The new digital efforts are all part of the USTA’s goal to make the US Open the “innovative slam,” where technology and tennis come together for fans and players alike.

“We have to be constantly iterating and innovating to defend that position,” notes Corio. “Nowhere is that more obvious than in our digital properties.”

Part of those efforts are a rebuild of everything every two years to ensure that the products evolve as the consumer technologies evolve. With this being the Open’s 50th anniversary, those efforts began in March with a light version that embraced the tournament’s new logo.

The full experience puts scoring front and center and also eliminates dead ends. “Users are dropped into the next story as they get to the end of one,” Corio explains, adding, “There is autoplay of video for the next set of highlights. It’s more of an experience, and users can get lost in it and spend more time than they intended to.”

The app, meanwhile, continued to evolve to meet the needs of fans at the NTC. The grounds map offers a 3D rendering of the grounds, and the use of IBM Watson AI means that fans can ask the Virtual Concierge thousands of questions and get answers. New this year was its availability via Facebook Messenger.

Momentum is a new way to visualize the ebbs and flow of a tennis match.

Overlays on the courts also are helpful for fans onsite. They can tap on a court and see the score pop up instantly. Simply put, the days of craning one’s neck to watch a scoreboard (or sit where one is visible) are over.

“FanCam was in the app for the first time this year,” says Corio. “If you are sitting in Arthur Ashe Stadium, you put in your section and seat location and take control of one of the eight cameras in the catwalk. It maps to your location, and you can pinch and zoom your location and take a picture.”

The Fan Access Pass is also integrated into the app, providing unified registration so that, as fans engage with various experiences, a quick scan of a QR code gets them free gifts and provides valuable data to USTA marketing partners without the fans’s having to re-enter information over and over.

“There is also gamification with a grand prize of tickets to the final,” says Corio, noting, “Last year, 400 people collected every badge.” The gamification can also be done by fans at home.

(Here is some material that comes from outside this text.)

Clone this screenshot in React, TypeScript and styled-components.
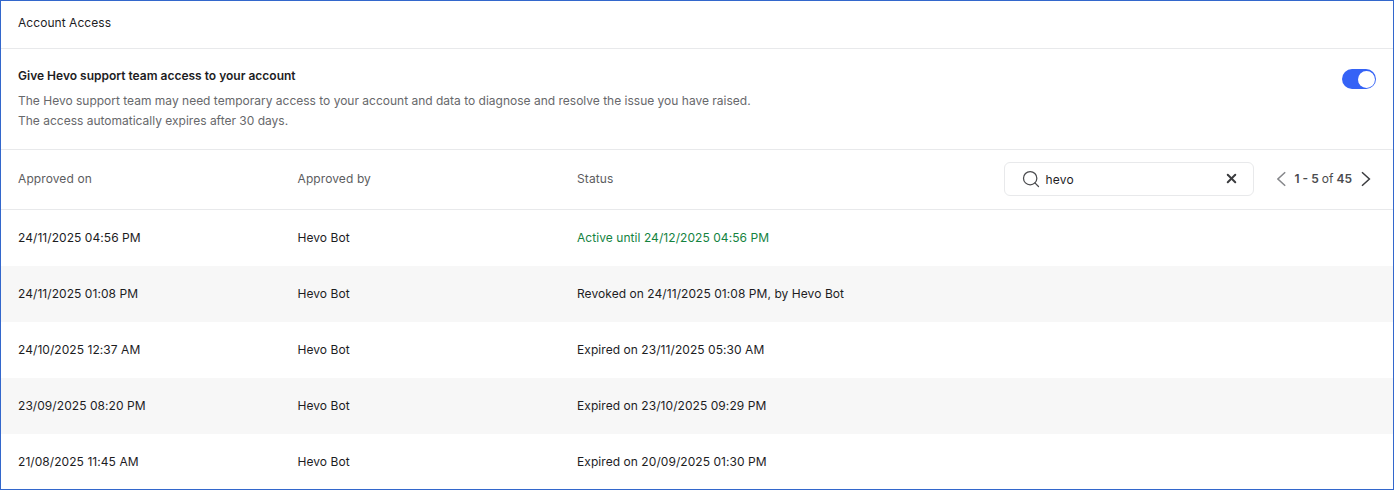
import React from "react";
import styled, { createGlobalStyle } from "styled-components";
import { X, Search } from "lucide-react";

const GlobalStyle = createGlobalStyle`
  html, body {
    margin: 0;
    padding: 0;
    background: #fff;
  }
  body {
    font-family: Inter, "Liberation Sans", sans-serif;
    color: #1d1d1f;
  }
`;

const Panel = styled.div`
  box-sizing: border-box;
  width: 1394px;
  height: 490px;
  overflow: hidden;
  border: 1px solid #3367cc;
`;

const Title = styled.div`
  box-sizing: border-box;
  height: 48px;
  display: flex;
  align-items: center;
  padding: 0 17px 4px;
  font-size: 12px;
  letter-spacing: 0.05px;
  border-bottom: 1px solid #e8e9eb;
`;

const Consent = styled.section`
  box-sizing: border-box;
  height: 101px;
  display: flex;
  justify-content: space-between;
  padding: 19px 17px 0;
  border-bottom: 1px solid #e8e9eb;
`;

const ConsentTitle = styled.div`
  font-size: 12px;
  line-height: 16px;
  font-weight: 600;
`;

const ConsentText = styled.p`
  margin: 7px 0 0;
  font-size: 12px;
  line-height: 20px;
  color: #67686b;
`;

const Toggle = styled.div`
  box-sizing: border-box;
  width: 34px;
  height: 20px;
  margin-top: 1px;
  padding: 1.5px;
  border-radius: 10px;
  background: #3563f6;
  display: flex;
  justify-content: flex-end;
`;

const Knob = styled.span`
  width: 17px;
  height: 17px;
  border-radius: 50%;
  background: #fff;
`;

const TableRow = styled.div<{ $shaded?: boolean }>`
  box-sizing: border-box;
  height: 56px;
  display: grid;
  grid-template-columns: 279.5px 279.5px 1fr;
  align-items: center;
  padding: 0 17px 2px;
  font-size: 12px;
  letter-spacing: 0.06px;
  background: ${(p) => (p.$shaded ? "#f7f7f7" : "#fff")};
`;

const TableHead = styled(TableRow)`
  height: 60px;
  color: #5c5d60;
  letter-spacing: 0.1px;
  border-bottom: 1px solid #e8e9eb;
`;

const StatusCell = styled.div<{ $active?: boolean }>`
  color: ${(p) => (p.$active ? "#14833f" : "inherit")};
`;

const HeadStatus = styled.div`
  display: flex;
  align-items: center;
  justify-content: space-between;
`;

const Tools = styled.div`
  display: flex;
  align-items: center;
  margin-right: 5px;
`;

const SearchBox = styled.div`
  box-sizing: border-box;
  width: 250px;
  height: 34px;
  display: flex;
  align-items: center;
  padding: 0 14px 0 16px;
  border: 1px solid #e8e9eb;
  border-radius: 6px;
  color: #1d1d1f;
`;

const SearchValue = styled.span`
  flex: 1;
  margin-left: 5px;
  padding-top: 1px;
  letter-spacing: 0.2px;
`;

const Pager = styled.div`
  display: flex;
  align-items: center;
  margin-left: 23px;
  color: #4a4b4e;
`;

const PageLabel = styled.span`
  margin: 0 9px 0 8px;
  font-weight: 600;
  letter-spacing: 0;
`;

const PageWord = styled.span`
  font-weight: 400;
`;

const Chevron = ({ dir, color }: { dir: "left" | "right"; color: string }) => (
  <svg width="10" height="16" viewBox="0 0 10 16" fill="none">
    <path
      d={dir === "left" ? "M8.2 1.2 .9 8 8.2 14.8" : "M1 1.2 8.4 8 1 14.8"}
      stroke={color}
      strokeWidth="1.5"
    />
  </svg>
);

const rows = [
  { on: "24/11/2025 04:56 PM", status: "Active until 24/12/2025 04:56 PM", active: true },
  { on: "24/11/2025 01:08 PM", status: "Revoked on 24/11/2025 01:08 PM, by Hevo Bot" },
  { on: "24/10/2025 12:37 AM", status: "Expired on 23/11/2025 05:30 AM" },
  { on: "23/09/2025 08:20 PM", status: "Expired on 23/10/2025 09:29 PM" },
  { on: "21/08/2025 11:45 AM", status: "Expired on 20/09/2025 01:30 PM" },
];

export default function App() {
  return (
    <Panel>
      <GlobalStyle />
      <Title>Account Access</Title>
      <Consent>
        <div>
          <ConsentTitle>Give Hevo support team access to your account</ConsentTitle>
          <ConsentText>
            The Hevo support team may need temporary access to your account and data to diagnose and resolve the issue you have raised.
            <br />
            The access automatically expires after 30 days.
          </ConsentText>
        </div>
        <Toggle>
          <Knob />
        </Toggle>
      </Consent>
      <TableHead>
        <div>Approved on</div>
        <div>Approved by</div>
        <HeadStatus>
          <span>Status</span>
          <Tools>
            <SearchBox>
              <Search size={20} strokeWidth={1.5} color="#4a4b4e" />
              <SearchValue>hevo</SearchValue>
              <X size={15} strokeWidth={3.2} color="#3a3b3e" />
            </SearchBox>
            <Pager>
              <Chevron dir="left" color="#85868a" />
              <PageLabel>
                1 - 5 <PageWord>of</PageWord> 45
              </PageLabel>
              <Chevron dir="right" color="#3a3b3e" />
            </Pager>
          </Tools>
        </HeadStatus>
      </TableHead>
      {rows.map((row, i) => (
        <TableRow key={row.on} $shaded={i % 2 === 1}>
          <div>{row.on}</div>
          <div>Hevo Bot</div>
          <StatusCell $active={row.active}>{row.status}</StatusCell>
        </TableRow>
      ))}
    </Panel>
  );
}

For those who have an Apple iPhone or iPad, the US Open Matchcast brought AR and live scoring together. Built into the primary app, it delivers a 3D rendering of each of the three primary stadiums and then layers in player avatars and live scoring. A fan could fire up the feature, point their phone at a flat surface like a table, and, looking through the phone, see the 3D rendering on the table. Moving the phone around allows it to be used as a window into an AR environment that allows the points to be viewed from the vantage of the two avatars or anywhere else.

“It’s a bit of a test with IBM to see if we could do it in a lightweight way. We wanted to pull up the live experience in a way that hasn’t been done before,” says Corio. “You can watch a whole match that way, and, although it looks like pong, it’s a cool activation and proof of concept.”

Of all the changes, probably the biggest is that the digital team, which works in the Indoor Tennis Center, is now tied in via fiber to the broadcast-production team, which is located in the broadcast compound behind Arthur Ashe Stadium. That means the team can more easily access and publish content, because an EVS IPDirector can dive into the content storage and access the desired content.

“Utopia would be for all of us to get in the same place so that we can physically be in the same place,” says Corio.

Next year will see continued improvement to the digital experience, and, while some of it might not be obvious to the user, the experience will be faster and easier.

“We also get itchy and antsy and see what other people, like the PGA or NBA, are doing and want to see how we can bring them to life in interesting ways for our fans,” says Corio. “We don’t want to rest on our laurels.”